Extreme Cross: The nations around Israel mocked them for worshiping a God that had no earthly shape or form, yet God would not let them mock Him by thinking His people had accomplished anything by their own strength, wise decisions, or even dumb luck. They were a people, alive and where they were, because of God’s promise and His actions for them.
And so in our Gospel lesson we see the extreme of God’s ‘life song’ for you and me. The very One who deserves our praise and adoration; the One who came in the name of the Lord to save us; who, though in the form of God, did not count equality with God something to be grasped, but made Himself nothing, taking the form of a servant; He died a cruel death in our stead. God, who took on human flesh; our Jesus is mocked by those who falsely accused Him, who inflicted injury and killed Him. But by His wounds we are healed. By His suffering and the shedding of His blood we are forgiven. By His death we are made alive. The extreme change of events in our worship today is purposeful—from the palm branches to the cross—they are God’s extreme actions for you.

Extreme Baptism: God works in extreme ways in our lives too. He kills and wounds in order to topple a sinner like me off my prideful pony with the reality that I am wounded and dead in my sin, but more; that Jesus’ passion might work faith in the deepest parts of my frame to trust in the Lord, who alone heals and makes alive. To be alive in Christ is to be dead to sin. Far from a mere symbol or declaration of what you will do, your Baptism kills and makes alive, brings the healing power of faith in Christ alone to work into your every day. We are baptized once to live in it.

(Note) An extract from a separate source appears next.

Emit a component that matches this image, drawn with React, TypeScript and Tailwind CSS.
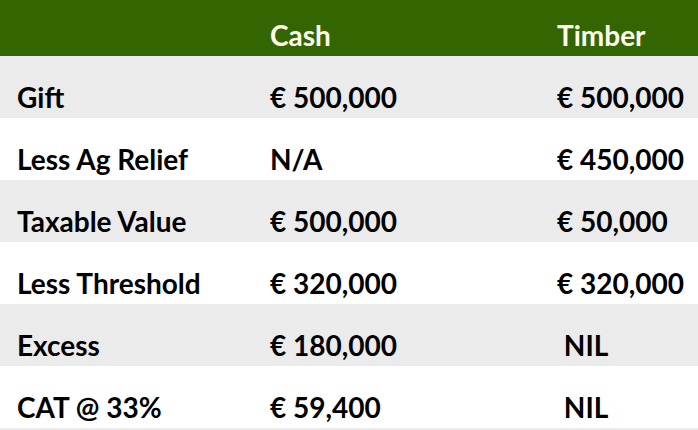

The Apostle Paul puts it well in his letter to the Galatians: “I have been crucified with Christ. It is no longer I who live, but Christ who lives in me. And the life I now live in the flesh I live by faith in the Son of God, who gave Himself for me.” (Galatians 2:20) Now, that’s living; living in God’s life song for you—living in and with the peace and awareness of the extremes of God’s actions for you and me!”